Having sold and traded his goods for powder, salt, kettles, blankets, cloth, beads, and trinkets for the Indian trade, Dubuque would depart on the long trip up the river to the "Mines of Spain." It was not so easy to go upstream as it was to float down with the current to St. Louis.
When Lieutenant Pike, about whom you will read later, came up the Mississippi, 1805 he stopped for a short visit with Dubuque. This was just two years after the Iowa country, as a part of Louisiana, had been purchased by the United States. Pike learned that the mines yielded from twenty to forty thousand pounds of lead every year.
But in spite of his large trade in furs and lead B
Dubuque was not a good business man. He fell deeply in debt to Auguste Chouteau, a leading merchant of St. Louis. In October, 1804, Dubuque gave Chouteau nearly one-half of his land to cancel part of his debts. He promised that upon his death the rest of the land should go to Chouteau or his heirs.

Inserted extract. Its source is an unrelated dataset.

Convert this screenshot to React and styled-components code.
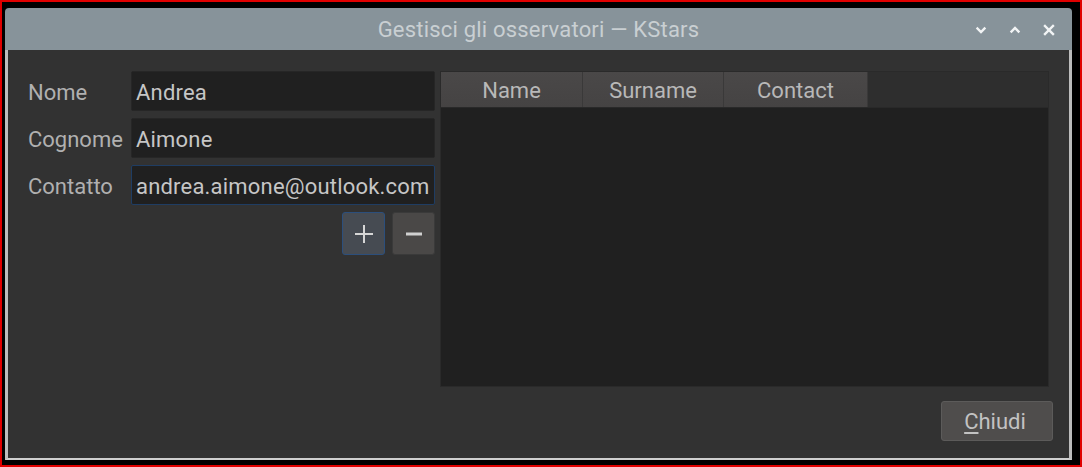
import React from "react";
import styled, { createGlobalStyle } from "styled-components";

const GlobalStyle = createGlobalStyle`
  html, body {
    margin: 0;
    padding: 0;
    background: #000;
  }
  body {
    font-family: Roboto, "Liberation Sans", sans-serif;
  }
  * {
    box-sizing: border-box;
  }
`;

const Screen = styled.div`
  width: 1082px;
  height: 467px;
  border: 2px solid #e00000;
  background: #000;
  padding: 6px 0 0 3px;
`;

const Window = styled.div`
  width: 1067px;
  height: 452px;
  display: flex;
  flex-direction: column;
`;

const TitleBar = styled.div`
  height: 42px;
  background: #87939a;
  border-radius: 4px 4px 0 0;
  display: grid;
  grid-template-columns: 1fr auto 1fr;
  align-items: center;
  padding: 0 17px;
`;

const Title = styled.div`
  grid-column: 2;
  color: #c9cfd2;
  font-size: 22px;
  letter-spacing: 0.2px;
`;

const Controls = styled.div`
  grid-column: 3;
  justify-self: end;
  display: flex;
  align-items: center;
  gap: 22px;
  padding-top: 2px;
`;

const Body = styled.div`
  flex: 1;
  background: #323232;
  border: 3px solid #bdbdbd;
  border-top: none;
  border-bottom: 2px solid #cfcfcf;
  padding: 21px 16px 15px 20px;
  display: flex;
  flex-direction: column;
`;

const Main = styled.div`
  display: flex;
  gap: 5px;
  height: 316px;
`;

const Form = styled.div`
  width: 407px;
  display: flex;
  flex-direction: column;
  gap: 7px;
`;

const Row = styled.div`
  display: flex;
  align-items: center;
  height: 40px;
`;

const Label = styled.div`
  width: 103px;
  color: #b0b0b0;
  font-size: 22px;
  white-space: nowrap;
  padding-top: 2px;
`;

const Field = styled.div`
  flex: 1;
  height: 40px;
  background: #202020;
  border: 1px solid ${(p) => (p.focused ? "#1f3d63" : "#262626")};
  border-radius: 2px;
  color: #c6c6c6;
  font-size: 22px;
  letter-spacing: 0.2px;
  display: flex;
  align-items: center;
  padding: 2px 0 0 4px;
  white-space: nowrap;
  overflow: hidden;
`;

const ButtonRow = styled.div`
  display: flex;
  justify-content: flex-end;
  gap: 7px;
`;

const SquareButton = styled.div`
  width: 43px;
  height: 43px;
  border-radius: 3px;
  background: ${(p) => (p.active ? "#464b52" : "#4a4847")};
  border: 1px solid ${(p) => (p.active ? "#2c4f7c" : "#3a3a3a")};
  display: flex;
  align-items: center;
  justify-content: center;
`;

const Table = styled.div`
  width: 609px;
  background: #202020;
  border: 1px solid #2a2a2a;
  display: flex;
  flex-direction: column;
`;

const HeaderRow = styled.div`
  height: 36px;
  display: flex;
  background: #2e2e2e;
  border-bottom: 1px solid #292929;
`;

const HeaderCell = styled.div`
  width: ${(p) => p.w}px;
  background: linear-gradient(#4a4848, #454343);
  border-right: 1px solid #3a3939;
  color: #b8b8b8;
  font-size: 22px;
  display: flex;
  align-items: center;
  justify-content: center;
  padding-top: 2px;
`;

const Footer = styled.div`
  margin-top: 14px;
  display: flex;
  justify-content: flex-end;
`;

const CloseButton = styled.div`
  width: 112px;
  height: 40px;
  background: #4f4d4c;
  border: 1px solid #5c5b5a;
  border-radius: 3px;
  color: #c2c2c2;
  font-size: 22px;
  display: flex;
  align-items: center;
  justify-content: center;
  padding-right: 4px;
`;

const Mnemonic = styled.span`
  text-decoration: underline;
  text-underline-offset: 3px;
`;

const Icon = ({ children }) => (
  <svg width="12" height="12" viewBox="0 0 12 12" fill="none" stroke="#f2f4f5" strokeWidth="2.4" strokeLinecap="square">
    {children}
  </svg>
);

const fields = [
  { label: "Nome", value: "Andrea" },
  { label: "Cognome", value: "Aimone" },
  { label: "Contatto", value: "andrea.aimone@outlook.com", focused: true },
];

const columns = [
  { name: "Name", w: 142 },
  { name: "Surname", w: 141 },
  { name: "Contact", w: 144 },
];

export default function App() {
  return (
    <>
      <GlobalStyle />
      <Screen>
        <Window>
          <TitleBar>
            <Title>Gestisci gli osservatori — KStars</Title>
            <Controls>
              <Icon>
                <polyline points="2.5,4.5 6,8 9.5,4.5" />
              </Icon>
              <Icon>
                <polyline points="2.5,7.5 6,4 9.5,7.5" />
              </Icon>
              <Icon>
                <line x1="2" y1="2" x2="10" y2="10" />
                <line x1="10" y1="2" x2="2" y2="10" />
              </Icon>
            </Controls>
          </TitleBar>
          <Body>
            <Main>
              <Form>
                {fields.map((f) => (
                  <Row key={f.label}>
                    <Label>{f.label}</Label>
                    <Field focused={f.focused}>{f.value}</Field>
                  </Row>
                ))}
                <ButtonRow>
                  <SquareButton active>
                    <svg width="20" height="20" viewBox="0 0 20 20" stroke="#d6d6d6" strokeWidth="2">
                      <line x1="10" y1="1" x2="10" y2="19" />
                      <line x1="1" y1="10" x2="19" y2="10" />
                    </svg>
                  </SquareButton>
                  <SquareButton>
                    <svg width="18" height="20" viewBox="0 0 18 20" stroke="#d0d0d0" strokeWidth="3">
                      <line x1="1" y1="10" x2="17" y2="10" />
                    </svg>
                  </SquareButton>
                </ButtonRow>
              </Form>
              <Table>
                <HeaderRow>
                  {columns.map((c) => (
                    <HeaderCell key={c.name} w={c.w}>
                      {c.name}
                    </HeaderCell>
                  ))}
                </HeaderRow>
              </Table>
            </Main>
            <Footer>
              <CloseButton>
                <Mnemonic>C</Mnemonic>hiudi
              </CloseButton>
            </Footer>
          </Body>
        </Window>
      </Screen>
    </>
  );
}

Dubuque died on March 24, 1810, at the age of forty-eight. He was very deeply mourned by the Indians who buried him with solemn rites on the top of a high bluff near-by. They built a stone vault over his grave. At one end they erected a large cedar cross inscribe with the words, "Julien Dubuque, miner of the Mines of Spain, died March 24, 1810, aged forty-five years and six months." This was a mistake as to his age, for the baptismal record in Canada shows that he was born in 1762. A Fox chief who died not long afterwards was buried near the grave of "Le Petite Nuit" (The Little Night", as the Indians called their friend, Dubuque. Also, for many years the Fox Indians would allow no other white man to live at the mines. They hoped that Dubuque would come back and dwell with them again.
Sometime after Dubuque's death the heirs of Chouteau tried to get possession of much of the land where the city of Dubuque now stands. Other white men had settled on the land by this time, and they claimed it, too. The case was not finally settled until 1853, seven years after Iowa became a state. Then the Supreme Court of the United States decided that Dubuque did not actually own the land but merely had the right to live on it and work the mines. This pleased the settlers but the heirs of Chouteau were greatly disappointed.
In 1897 the citizens of Dubuque decided to erect a fitting monument to the man for whom the city was named. In digging for the foundation of the monument workmen found the skeleton of Julien Dubuque and that of the Indian chief near-by. When the monument, a high circular tower of stone, was finished, the bones of Dubuque were placed in a coffin of native walnut and buried in the base of the tower. There rest the remains of this restless adventurer, the first white settler in Iowa.